There were some difficult truths to face in the process, but also a lot of wonderful truths: real successes, genuine growth, and breathtaking beauty. 2017 was a challenging year for me that involved a lot of heart-rending discernment. While I had wanted 2018 to be a year of jumping into what comes next, what I got was a year of quiet recovery — which is probably the year that I needed. That doesn’t mean that it was a passive year; I set challenging goals for myself and met most of them. In addition, I visited family and friends. I spent time on the sacred ground that is Vancouver Island; I enjoyed being in Toronto; I experienced Paris for the first time and became reacquainted with London. I found ways of improving my diet and physical activity that work for me and have proven to be sustainable (and as a result I’ve lost a fair bit of the thirty-something-thirty I’ve been carrying around). I explored four-dozen sacred practices here in this forum. All this is great. It was a ‘successful’ year in those terms. But more important were the through-lines that emerged in my Annual Review: a sense of putting the past to bed, of gathering strength, and even of renewed hope starting to bubble up beneath the surface. And for that, I can only give thanks.
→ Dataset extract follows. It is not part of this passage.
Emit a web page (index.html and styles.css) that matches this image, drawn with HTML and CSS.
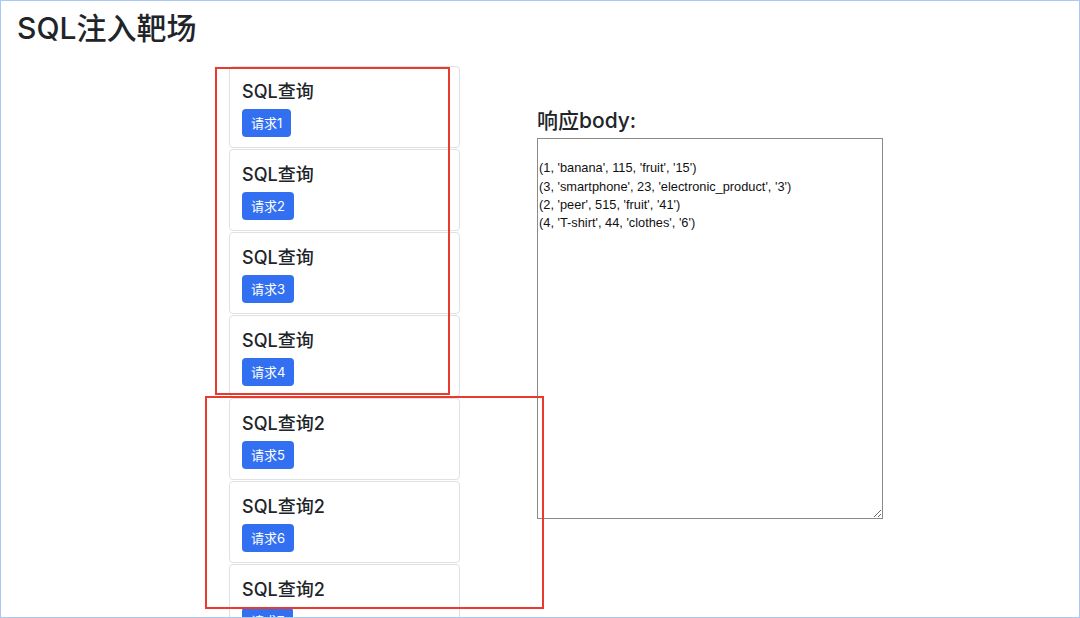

There are many ways to do an Annual Review and most of this stuff would probably have come up in most of them. But what I liked about treating the Review as a sacred practice is that it ensured those silos and walls between ‘parts’ of my life were torn down. It encouraged me to view my work as sacred, my relationships as sacred, and my whole life as sacred — rooted in God and therefore as a potential place where God can move within me.